Wednesday, June 23, 2010

Snake Sighting


If I were President of the United States and had been whisked away when my secret service agents were taking a coffee break, my kidnappers would only need to know one thing to make me talk.  Since the possibility is zero that I will ever occupy the White House and have access to anything as important as security codes or the key to the presidential china cabinets, I feel secure in giving away the secret.  It’s snakes.  I am totally terrified of them!
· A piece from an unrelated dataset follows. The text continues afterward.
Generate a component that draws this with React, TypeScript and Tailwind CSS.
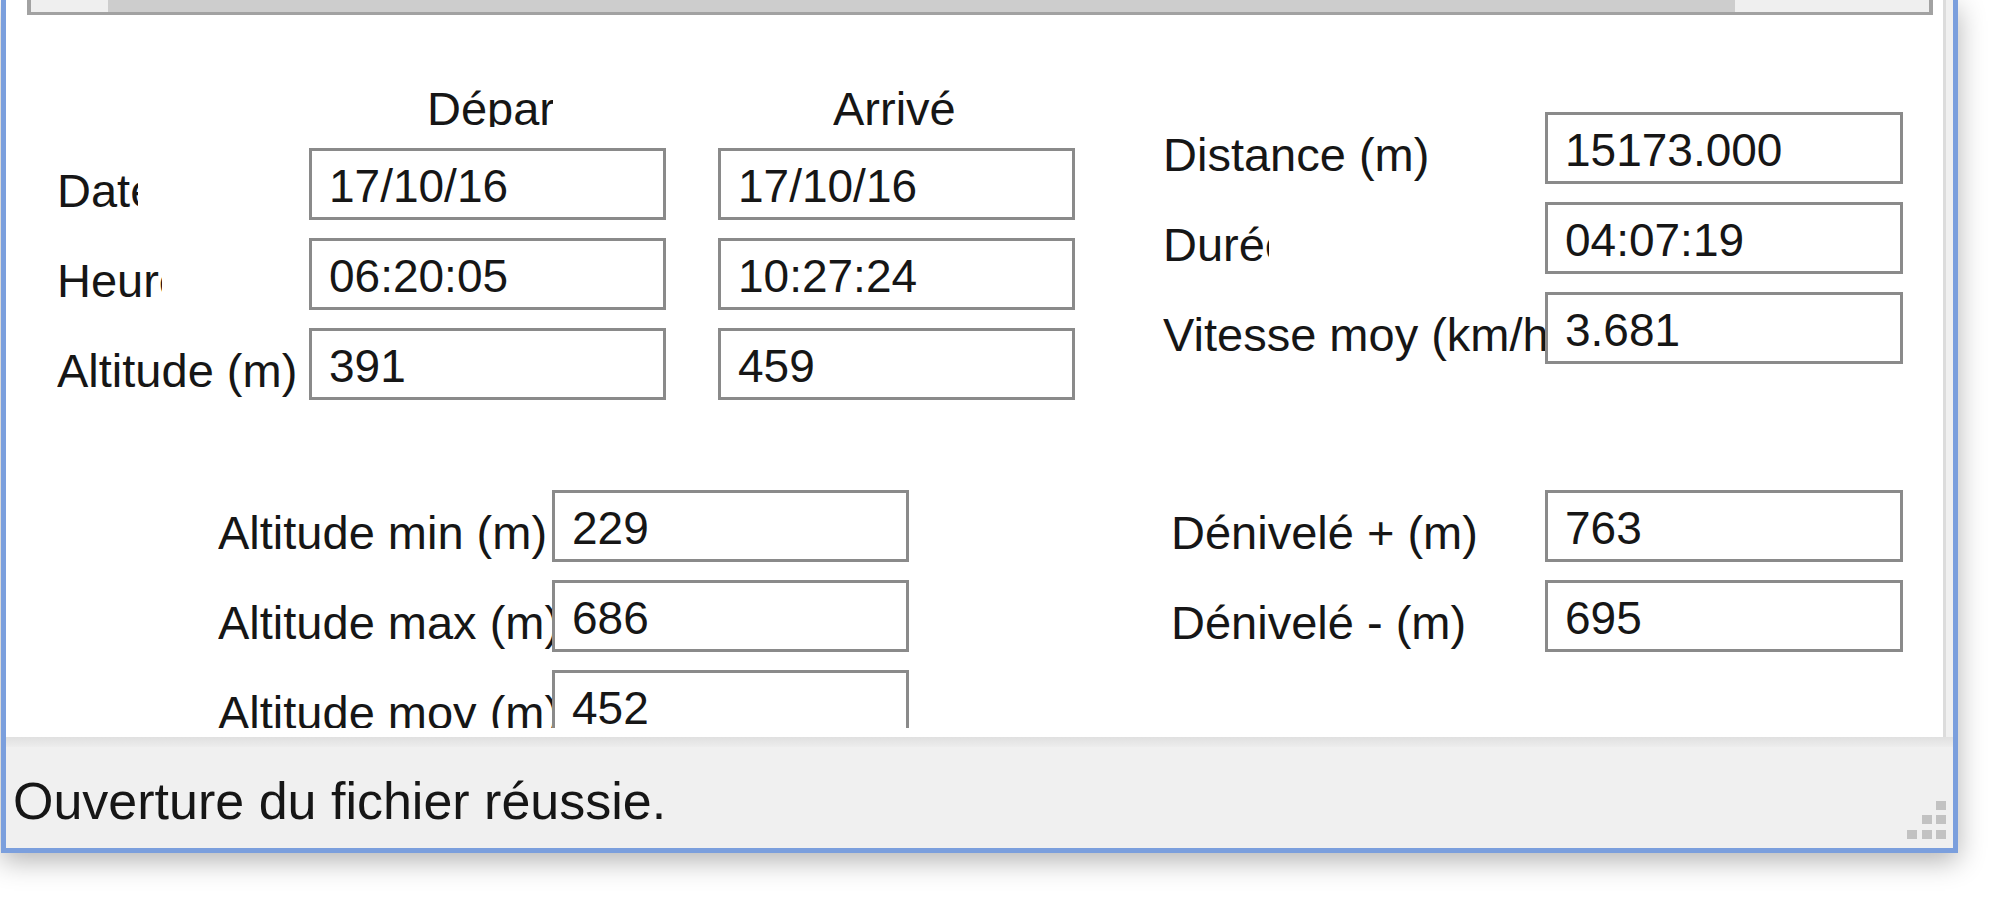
import React from 'react';

const font = { fontFamily: '"Liberation Sans", Arial, sans-serif' };

interface FieldProps {
  label: string;
  labelWidth: string;
  value: string;
  boxWidth: string;
}

// a WinForms-like label + textbox row; the label is clipped to its box
const Field: React.FC<FieldProps> = ({ label, labelWidth, value, boxWidth }) => (
  <div className="flex h-[72px]">
    <div className={`${labelWidth} h-[72px] overflow-hidden whitespace-nowrap pt-[16px] text-[47px] leading-[54px] text-[#161616]`}>
      {label}
    </div>
    <TextBox value={value} width={boxWidth} />
  </div>
);

const TextBox: React.FC<{ value: string; width: string }> = ({ value, width }) => (
  <div className={`${width} h-[72px] shrink-0 border-[3px] border-[#8a8a8a] bg-white pl-[17px] pt-[9px] text-[46px] leading-[53px] text-[#161616] whitespace-nowrap overflow-hidden`}>
    {value}
  </div>
);

const ResizeGrip = () => (
  <svg width="40" height="40" viewBox="0 0 40 40" className="shrink-0 self-end mb-[7px] mr-[6px]">
    <rect x="29" y="0" width="10" height="9" fill="#c2c2c2" />
    <rect x="15" y="14" width="10" height="9" fill="#c2c2c2" />
    <rect x="29" y="14" width="10" height="9" fill="#c2c2c2" />
    <rect x="0" y="29" width="10" height="9" fill="#c2c2c2" />
    <rect x="15" y="29" width="10" height="9" fill="#c2c2c2" />
    <rect x="29" y="29" width="10" height="9" fill="#c2c2c2" />
  </svg>
);

export default function App() {
  return (
    <div className="w-[2000px] h-[898px] bg-white overflow-hidden" style={font}>
      <div className="ml-px w-[1957px] h-[853px] border-l-[5px] border-r-[5px] border-b-[5px] border-[#7b9fdd] bg-[#f0f0f0] flex flex-col shadow-[0_8px_26px_rgba(0,0,0,0.3)]">
        {/* white client area */}
        <div className="mr-[7px] h-[737px] shrink-0 bg-white border-r-[3px] border-[#dcdcdc] flex flex-col">
          {/* bottom of the scrollbar frame above */}
          <div className="ml-[21px] w-[1906px] h-[15px] shrink-0 border-l-[4px] border-r-[4px] border-b-[3px] border-[#a2a2a2] flex">
            <div className="w-[77px] bg-[#efefef]" />
            <div className="w-[1627px] bg-[#cdcdcd]" />
            <div className="flex-1 bg-[#efefef]" />
          </div>

          <div className="h-[713px] overflow-hidden flex flex-col">
            {/* upper block */}
            <div className="flex">
              <div className="ml-[51px] pt-[67px] flex flex-col">
                <div className="flex h-[45px]">
                  <div className="ml-[370px] w-[126px] h-[45px] overflow-hidden whitespace-nowrap text-[47px] leading-[53px] text-[#161616]">Départ</div>
                  <div className="ml-[280px] w-[123px] h-[45px] overflow-hidden whitespace-nowrap text-[47px] leading-[53px] text-[#161616]">Arrivée</div>
                </div>
                <div className="mt-[21px] flex flex-col gap-[18px]">
                  {[
                    ['Date', 'w-[81px] mr-[171px]', '17/10/16', '17/10/16'],
                    ['Heure', 'w-[105px] mr-[147px]', '06:20:05', '10:27:24'],
                    ['Altitude (m)', 'w-[252px]', '391', '459'],
                  ].map(([label, lw, a, b]) => (
                    <div key={label} className="flex h-[72px]">
                      <div className={`${lw} h-[72px] overflow-hidden whitespace-nowrap pt-[16px] text-[47px] leading-[54px] text-[#161616]`}>
                        {label}
                      </div>
                      <TextBox value={a} width="w-[357px]" />
                      <div className="w-[52px]" />
                      <TextBox value={b} width="w-[357px]" />
                    </div>
                  ))}
                </div>
              </div>

              <div className="ml-[88px] pt-[97px] flex flex-col gap-[18px]">
                <Field label="Distance (m)" labelWidth="w-[382px]" value="15173.000" boxWidth="w-[358px]" />
                <div className="flex h-[72px]">
                  <div className="w-[106px] mr-[276px] h-[72px] overflow-hidden whitespace-nowrap pt-[16px] text-[47px] leading-[54px] text-[#161616]">Durée</div>
                  <TextBox value="04:07:19" width="w-[358px]" />
                </div>
                <Field label="Vitesse moy (km/h)" labelWidth="w-[382px]" value="3.681" boxWidth="w-[358px]" />
              </div>
            </div>

            {/* lower block */}
            <div className="mt-[90px] flex">
              <div className="ml-[212px] flex flex-col gap-[18px]">
                <Field label="Altitude min (m)" labelWidth="w-[334px]" value="229" boxWidth="w-[357px]" />
                <Field label="Altitude max (m)" labelWidth="w-[334px]" value="686" boxWidth="w-[357px]" />
                <Field label="Altitude moy (m)" labelWidth="w-[334px]" value="452" boxWidth="w-[357px]" />
              </div>
              <div className="ml-[262px] flex flex-col gap-[18px]">
                <Field label="Dénivelé + (m)" labelWidth="w-[374px]" value="763" boxWidth="w-[358px]" />
                <Field label="Dénivelé - (m)" labelWidth="w-[374px]" value="695" boxWidth="w-[358px]" />
              </div>
            </div>
          </div>
        </div>

        {/* separator */}
        <div className="h-[10px] shrink-0 bg-gradient-to-b from-[#e0e0e0] to-[#ededed]" />

        {/* status bar */}
        <div className="flex-1 flex justify-between">
          <div className="pl-[7px] pt-[24px] text-[52px] leading-[60px] text-[#161616] whitespace-nowrap">
            Ouverture du fichier réussie.
          </div>
          <ResizeGrip />
        </div>
      </div>
    </div>
  );
}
It makes no difference whether they are poisonous or non-poisonous, long or short (although there’s more to be frightened of the longer they are), colorful or bland, silent or rattly.  They create an equal amount of adrenaline-rushing fear that causes me to run, scream, fling my hands in the air. . . in short, transform a calm, genteel woman into a crazed, out-of-control lunatic!

Where did this off-the-radar phobia come from, you may wonder?  Ask my children.  Whenever I begin my “snake story,” they shake their heads and say, “Yes, Mom, you’ve told us this before,” in the same tone I used with my grandfather when he repeated one of his “when I was growing up” stories for the 35th time. (So, if they’re reading this posting, I advise them to skip the next paragraph.)

Once upon a time, when I was at the impressionable age of four, my mother and I were taking a bag of trash to a barrel across the yard.  Venturing away from my mother’s path, I stepped over a long, fat, brown stick, which as you’ve probably guessed, was no stick.  No sooner had I said, “Hey, Mom, look at this cool stick,” than she scooped me up and dashed back to the house.  My grandmother, visiting from her farm, grabbed a hoe, strode out to where the stick lay, and proceeded to whack it and whack it and whack it.  The sight of that wiry woman, in her shirt-waist dress, raising the hoe handle high in the air and bringing it down with such determined force on the contorting snake, is etched forever in my memory.  Not only did she kill it, but hooked it over the end of the hoe, then hung it (or what was left of it) on the fence. What a woman!

When we first moved into our house in Greenbrier, surrounded by 5 acres of woods and snaky-looking underbrush, I went to the local farm supply store and bought a container of Snake-A-Way, granules that snakes supposedly don’t like and won’t cross.  I was prepared to sprinkle it around the perimeter of our house, when our son-in-law, Ben, astutely pointed out that snakes might already be positioned within that perimeter.  Did I really want to take the chance of discouraging them from leaving?  Mumbling about the accuracy of his logic, I goggled other possibilities, then decided on the least scientific solution of the bunch. . . Boots!  Black, up-to-my knees, thick-soled, rubber boots.  And slow, deliberate steps while scanning right, left, ahead for anything that resembles the long, slender, coiled or curvy body of the dreaded creatures.

Having gotten wind of the fact that there’s a snake-hating woman living in our house, who goes crazy at the sight of one of their kin, snakes have chosen to stay away. . . until last Thursday afternoon. I was sitting peacefully on the window seat, looking out the upstairs window of the study, composing a perfect sentence for my memoir, when I noticed a stick - a long, black, shiny stick - lying in the grass below.  Suddenly the stick disappeared, then reappeared a short distance away, slithering slowly from the edge of the flowerbed across a patch of dirt, to the bird fountain, through the hostas plants, into taller grass, then out of sight in the snaky underbrush at the edge of the manicured lawn.  With a window, screen, roof, porch, steps and another 50 feet or so separating us, I was able to hold off the craziness and stand, instead, holding my breath, unable to move. 

 Knowing that he’s out there somewhere, maybe with a few of his buddies, all I can say is that he’d better keep his distance or I might grab my hoe.  Who am I kidding?!!